A photographer and a subject are inherently separated by a camera. The image the photographer sees before closing the shutter is often filtered through many layers of glass and space. Sometimes, the photographer never knows who the people are, only the story told in a photograph’s slice of time.

If you’re Dona Ann McAdams, that isn’t the case.

McAdams doesn’t play the role of an observer. She establishes deep and intimate connections with her subjects. She’s a part of the photos she makes, and they are a part of her.

“A lot of my work has revolved around struggle and how I can be a part of that,” she said. “My street photography became less important to me and I started wanting to have more of a relationship with my subject.”

Unlike a journalist or other documentarian, she dove into the moments and movements she was there to shoot. Her work doesn’t record something, but shapes it. “It’s not just about me going over there and going boom, boom, boom, boom. It’s about going there and maybe taking photos that I might not have otherwise.”

She worked at the racetrack where she photographed workers and horses, she took part in the protests she captured, and she made art with the mentally ill before she let them color the portraits she shot.

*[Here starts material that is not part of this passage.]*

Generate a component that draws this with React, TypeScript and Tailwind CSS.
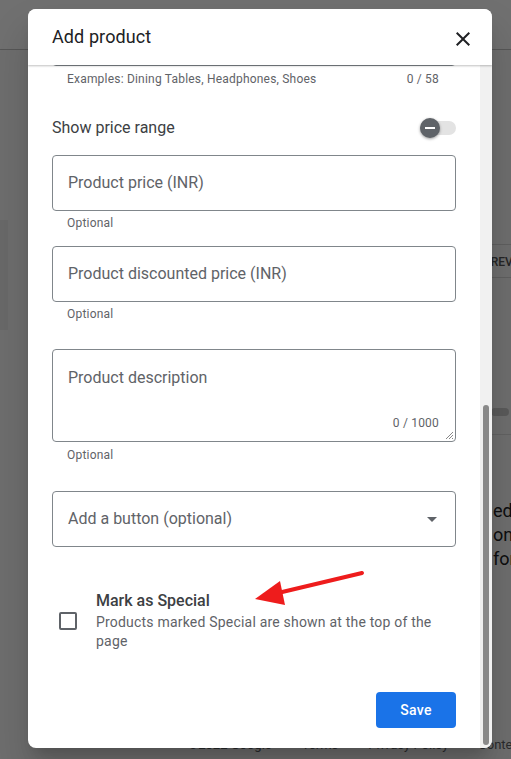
import React from 'react';

const font = { fontFamily: 'Roboto, "Liberation Sans", sans-serif' };

function OutlinedField({ label, className = '' }: { label: string; className?: string }) {
  return (
    <div className={`h-[56px] border border-[#80868b] rounded-[4px] flex items-center px-[15px] ${className}`}>
      <span className="text-[16px] text-[#5f6368]">{label}</span>
    </div>
  );
}

function Helper({ text, className = '' }: { text: string; className?: string }) {
  return <div className={`pl-[15px] text-[12px] leading-[16px] text-[#5f6368] tracking-[0.2px] ${className}`}>{text}</div>;
}

function BackgroundPage() {
  return (
    <div className="h-full bg-[#fafafa] flex flex-col">
      <div className="h-[50px] bg-white border-b border-[#c4c4c4] shrink-0" />
      <div className="flex-1 flex">
        <div className="w-[8px] mt-[170px] h-[110px] bg-[#f0f0f0]" />
        <div className="flex-1" />
        <div className="w-[40px] flex flex-col overflow-hidden">
          <div className="mt-[194px] border-t border-[#d8d8d8]" />
          <div className="pl-[12px] pt-[8px] pb-[6px] text-[12px] text-[#555] font-medium whitespace-nowrap">PREVIEW</div>
          <div className="border-t border-[#d8d8d8]" />
          <div className="mt-[130px] ml-[20px] h-[8px] w-[18px] rounded-full bg-[#ccc]" />
          <div className="mt-[18px] border-t border-[#e0e0e0]" />
          <div className="mt-[64px] pl-[22px] text-[18px] leading-[24px] text-[#202124] whitespace-nowrap">
            <div>ed</div>
            <div>ont</div>
            <div>for</div>
          </div>
        </div>
      </div>
      <div className="h-[24px] shrink-0 flex gap-[30px] pl-[188px] text-[13px] text-[#5f6368] whitespace-nowrap overflow-hidden">
        <span>©2022 Google</span>
        <span>Terms</span>
        <span>Privacy Policy</span>
        <span>Content Policy</span>
      </div>
    </div>
  );
}

export default function App() {
  return (
    <div className="relative w-[511px] h-[759px] overflow-hidden" style={font}>
      <BackgroundPage />
      <div className="absolute inset-0 bg-[rgba(0,0,0,0.56)]" />

      <div className="absolute left-[28px] top-[9px] w-[464px] h-[739px] bg-white rounded-[8px] shadow-[0_11px_15px_-7px_rgba(0,0,0,0.2),0_24px_38px_3px_rgba(0,0,0,0.14)] flex flex-col overflow-hidden">
        <div className="relative z-10 h-[56px] shrink-0 flex items-center justify-between pl-[24px] pr-[17px] bg-white shadow-[0_1px_2px_rgba(0,0,0,0.25)]">
          <span className="text-[18px] text-[#202124] tracking-[0.1px] -mt-[2px]">Add product</span>
          <svg width="24" height="24" viewBox="0 0 24 24" className="mt-[4px]">
            <path fill="#202124" d="M19 6.41L17.59 5 12 10.59 6.41 5 5 6.41 10.59 12 5 17.59 6.41 19 12 13.41 17.59 19 19 17.59 13.41 12z" />
          </svg>
        </div>

        <div className="flex-1 flex min-h-0">
          <div className="flex-1 overflow-hidden pl-[24px] pr-[24px]">
            {/* previous field, scrolled off */}
            <div className="-mt-[55px] h-[56px] border border-[#80868b] rounded-[4px]" />
            <div className="mt-[5px] flex justify-between pl-[15px] pr-[17px] text-[12px] leading-[16px] text-[#5f6368] tracking-[0.2px]">
              <span>Examples: Dining Tables, Headphones, Shoes</span>
              <span>0 / 58</span>
            </div>

            <div className="mt-[29px] flex items-center justify-between h-[24px]">
              <span className="text-[16px] text-[#3c4043]">Show price range</span>
              <div className="relative w-[36px] h-[14px] rounded-full bg-[#e3e3e3]">
                <div className="absolute left-0 -top-[3px] w-[20px] h-[20px] rounded-full bg-[#5f6368] shadow-[0_1px_3px_rgba(0,0,0,0.4)] flex items-center justify-center">
                  <div className="w-[10px] h-[2px] bg-white" />
                </div>
              </div>
            </div>

            <OutlinedField label="Product price (INR)" className="mt-[15px]" />
            <Helper text="Optional" className="mt-[4px]" />

            <OutlinedField label="Product discounted price (INR)" className="mt-[15px]" />
            <Helper text="Optional" className="mt-[4px]" />

            <div className="relative mt-[27px] h-[93px] border border-[#80868b] rounded-[4px] px-[15px] pt-[16px]">
              <span className="text-[16px] text-[#5f6368]">Product description</span>
              <span className="absolute right-[16px] bottom-[9px] text-[12px] text-[#5f6368] tracking-[0.2px]">0 / 1000</span>
              <svg width="9" height="9" viewBox="0 0 9 9" className="absolute right-[1px] bottom-[1px]">
                <path d="M8 1L1 8M8 4L4 8M8 7L7 8" stroke="#888" strokeWidth="1" />
              </svg>
            </div>
            <Helper text="Optional" className="mt-[5px]" />

            <div className="mt-[28px] h-[56px] border border-[#80868b] rounded-[4px] flex items-center justify-between pl-[15px] pr-[18px]">
              <span className="text-[16px] text-[#5f6368]">Add a button (optional)</span>
              <svg width="10" height="5" viewBox="0 0 10 5">
                <path d="M0 0L5 5L10 0z" fill="#5f6368" />
              </svg>
            </div>

            <div className="mt-[42px] flex items-center">
              <div className="ml-[7px] w-[18px] h-[18px] border-2 border-[#5f6368] rounded-[2px] mt-[2px] shrink-0" />
              <div className="ml-[19px]">
                <div className="text-[16px] leading-[24px] font-medium text-[#3c4043]">Mark as Special</div>
                <div className="text-[14px] leading-[19px] text-[#5f6368] tracking-[0.2px] pr-[14px]">
                  Products marked Special are shown at the top of the page
                </div>
              </div>
            </div>

            <div className="mt-[41px] flex justify-end">
              <button className="w-[80px] h-[36px] rounded-[4px] bg-[#1a73e8] text-white text-[14px] font-medium tracking-[0.25px]">
                Save
              </button>
            </div>
          </div>

          <div className="w-[12px] shrink-0 bg-[#f1f1f1] flex flex-col justify-end pb-[3px]">
            <div className="ml-[3px] w-[6px] h-[340px] rounded-full bg-[#8a8a8a]" />
          </div>
        </div>
      </div>

      {/* red annotation arrow */}
      <svg className="absolute left-0 top-0 pointer-events-none" width="511" height="759">
        <line x1="362" y1="573" x2="278" y2="593" stroke="#ee1c1c" strokeWidth="4" strokeLinecap="round" />
        <polygon points="255,599 280,581 285,605" fill="#ee1c1c" />
      </svg>
    </div>
  );
}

“I make photographs now, I don’t take them,” she said.

Monochromatic and analog

Black and white film has been McAdams canvas for nearly 50 years. She has no interest in color film.

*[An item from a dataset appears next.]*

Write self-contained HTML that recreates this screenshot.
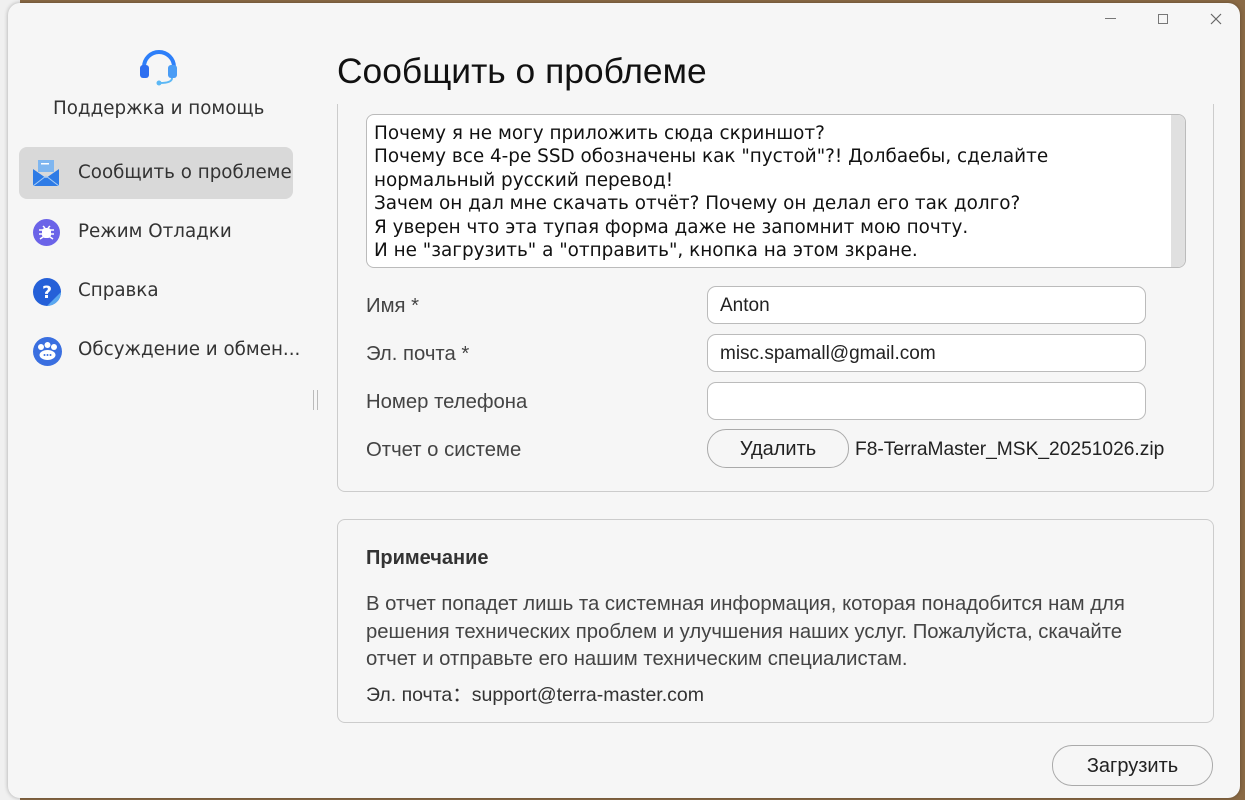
<!DOCTYPE html>
<html><head><meta charset="utf-8"><style>
body{margin:0;width:1245px;height:800px;overflow:hidden;background:#8a6a45;font-family:"Liberation Sans",sans-serif;position:relative}
.bgwin{position:absolute;left:0;top:0;width:20px;height:800px;background:#f0f0f0}
.win{position:absolute;left:8px;top:3px;width:1232px;height:795px;background:#f6f6f6;border-radius:12px;overflow:hidden;box-shadow:0 0 4px rgba(0,0,0,.3)}
.a{position:absolute}
.dv{font-family:"DejaVu Sans",sans-serif}
.side{font-family:"DejaVu Sans",sans-serif;font-size:18.3px;color:#333;white-space:nowrap}
.item{position:absolute;left:11px;width:274px;height:52px;line-height:52px;border-radius:8px;overflow:hidden}
.item span{position:absolute;left:59px}
.item svg{position:absolute;left:14px;top:13px}
.lbl{position:absolute;left:358px;font-size:20.3px;color:#444;white-space:nowrap}
.inp{position:absolute;left:699px;width:439px;height:38px;border:1px solid #bbb;border-radius:9px;background:#fff;font-size:19px;line-height:38px;padding-left:12px;box-sizing:border-box;color:#222}
</style></head><body>
<div class="bgwin"></div>
<div class="win">
 <div class="a" style="left:1097px;top:15px;width:11px;height:1px;background:#777"></div>
 <div class="a" style="left:1150px;top:11px;width:8px;height:8px;border:1px solid #777"></div>
 <svg class="a" style="left:1202px;top:10px" width="12" height="12"><path d="M1 1L11 11M11 1L1 11" stroke="#666" stroke-width="1.2"/></svg>
 <svg class="a" style="left:131px;top:44px" width="40" height="40" viewBox="0 0 40 40"><path d="M5 20a15 15 0 0 1 30 0" fill="none" stroke="#2d7ff9" stroke-width="4"/><rect x="1" y="18" width="9" height="13" rx="3" fill="#2d6ff0"/><rect x="29" y="18" width="9" height="13" rx="3" fill="#4a9cf5"/><path d="M33 31q0 5-12 5" fill="none" stroke="#5cb8f5" stroke-width="2"/><circle cx="20" cy="36" r="2.5" fill="#5cb8f5"/></svg>
 <div class="a side" style="left:45px;top:95px">Поддержка и помощь</div>
 <div class="item side" style="top:144px;background:#d9d9d9"><svg width="26" height="26" viewBox="0 0 26 26"><rect x="5" y="0" width="16" height="12" fill="#7fb6f0"/><rect x="8" y="3" width="8" height="1.5" fill="#fff"/><path d="M0 9L13 18L26 9V26H0Z" fill="#2e7be6"/><path d="M0 26L13 16L26 26" fill="none" stroke="#a8cdf5" stroke-width="1"/></svg><span>Сообщить о проблеме</span></div>
 <div class="item side" style="top:203px"><svg width="27" height="27"><circle cx="13.5" cy="13.5" r="13.5" fill="#6b63e8"/><rect x="9" y="9" width="9" height="10" rx="3" fill="#fff"/><path d="M6 11h4M17 11h4M6 15h4M17 15h4M7 20l3-2M20 20l-3-2M10 7l2 2M17 7l-2 2" stroke="#fff" stroke-width="1.5"/></svg><span>Режим Отладки</span></div>
 <div class="item side" style="top:262px"><svg width="28" height="28"><circle cx="14" cy="14" r="14" fill="#2560d8"/><path d="M28 14a14 14 0 0 1-14 14l10-10z" fill="#5aa8f0"/><text x="14" y="20" font-size="17" font-weight="bold" fill="#fff" text-anchor="middle" font-family="DejaVu Sans">?</text></svg><span>Справка</span></div>
 <div class="item side" style="top:321px;width:300px"><svg width="29" height="29"><circle cx="14.5" cy="14.5" r="14.5" fill="#3a6fe0"/><circle cx="8" cy="10" r="3" fill="#fff"/><circle cx="14.5" cy="8" r="3" fill="#fff"/><circle cx="21" cy="10" r="3" fill="#fff"/><ellipse cx="14.5" cy="18" rx="8" ry="5" fill="#fff"/><circle cx="11.5" cy="18" r="1" fill="#3a6fe0"/><circle cx="14.5" cy="18" r="1" fill="#3a6fe0"/><circle cx="17.5" cy="18" r="1" fill="#3a6fe0"/></svg><span>Обсуждение и обмен...</span></div>
 <div class="a" style="left:305px;top:387px;width:3px;height:20px;border-left:1px solid #bbb;border-right:1px solid #bbb"></div>
 <div class="a" style="left:329px;top:48px;font-size:35.4px;color:#111;white-space:nowrap">Сообщить о проблеме</div>
 <div class="a" style="left:329px;top:101px;width:875px;height:387px;border:1px solid #ccc;border-top:none;border-radius:0 0 8px 8px"></div>
 <div class="a" style="left:358px;top:111px;width:818px;height:152px;border:1px solid #bbb;border-radius:8px;background:#fff;overflow:hidden">
  <div class="a dv" style="left:7px;top:7px;font-size:18.4px;line-height:23.4px;color:#111;white-space:pre">Почему я не могу приложить сюда скриншот?
Почему все 4-ре SSD обозначены как "пустой"?! Долбаебы, сделайте
нормальный русский перевод!
Зачем он дал мне скачать отчёт? Почему он делал его так долго?
Я уверен что эта тупая форма даже не запомнит мою почту.
И не "загрузить" а "отправить", кнопка на этом зкране.</div>
  <div class="a" style="right:0;top:0;width:14px;height:152px;background:#e0e0e0"></div>
 </div>
 <div class="lbl" style="top:292px">Имя *</div>
 <div class="inp" style="top:283px">Anton</div>
 <div class="lbl" style="top:340px">Эл. почта *</div>
 <div class="inp" style="top:331px">misc.spamall@gmail.com</div>
 <div class="lbl" style="top:388px">Номер телефона</div>
 <div class="inp" style="top:379px"></div>
 <div class="lbl" style="top:436px">Отчет о системе</div>
 <div class="a" style="left:699px;top:426px;width:142px;height:39px;border:1px solid #aaa;border-radius:19px;box-sizing:border-box;text-align:center;line-height:39px;font-size:20px;color:#222">Удалить</div>
 <div class="a" style="left:847px;top:436px;font-size:19.2px;color:#222;white-space:nowrap">F8-TerraMaster_MSK_20251026.zip</div>
 <div class="a" style="left:329px;top:516px;width:875px;height:202px;border:1px solid #ccc;border-radius:8px"></div>
 <div class="a" style="left:358px;top:544px;font-size:20px;font-weight:bold;color:#333">Примечание</div>
 <div class="a" style="left:358px;top:588px;font-size:20.3px;line-height:27.5px;color:#444;width:800px">В отчет попадет лишь та системная информация, которая понадобится нам для решения технических проблем и улучшения наших услуг. Пожалуйста, скачайте отчет и отправьте его нашим техническим специалистам.</div>
 <div class="a" style="left:358px;top:675px;font-size:19.5px;color:#333;white-space:nowrap">Эл. почта：support@terra-master.com</div>
 <div class="a" style="left:1044px;top:742px;width:161px;height:41px;border:1px solid #aaa;border-radius:20px;box-sizing:border-box;text-align:center;line-height:41px;font-size:20px;color:#222">Загрузить</div>
</div>
</body></html>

She carries a Leica everywhere she goes. She has newer cameras now, but still shoots with her M2 she bought in the mid ‘70s.

When her rolls are exposed, she develops her film at home in Sandgate, Vermont. Once the negatives are ready, she prints her photos the old way, with a projector and light sensitive paper. She leaves the negative edges in, it’s part of her style.

“Everything that’s there on the edge is there for a reason,” she said.

She doesn’t crop her photos and she often uses poles or other lines in a scene to break up her composition. Her influence comes from illustration, specifically comics she would read as a child. That translates to obstructions and protrusions through or into the frame, diverting from traditional framing.

“It’s just how you see the frame,” she said. “The difference is having the composition be good and having the composition be your own.”

Many of her photos have heads that line the bottom of the frame, and the edge will cut people in half leaving just arms or legs. It’s intentional and makes the photos more interesting, she said.

In a photo she took on September 11, 2001, a billboard for the movie “Collateral Damage” is in the center of the frame, and the burning and smoking World Trade Center is all the way to the left, almost out of frame.

“I put it there because that’s where I want it to be,” she said. “I don’t want you to see it right away, it takes a couple seconds.”

And this is all done in camera. She does some dodging and burning in the darkroom, but sees her photo as it is before she takes it. She has no need for light meters or auto focus. She spends time with her subject before she shoots anything, and accepts the finished product.

“There are decisions you make, and you live with them. That’s because you choose to,” she said.

“With me, what you see is what you get.”

McAdams retrospective exhibit, curated by the author of the last piece John Killacky, includes photos from a series she shot over her nearly 50 years of photography. They feature political activism, rural life, theater performance, and altered portraits of people with mental illness — and with each subject McAdams has a deep bond that flows through and penetrates the barrier of film and lens.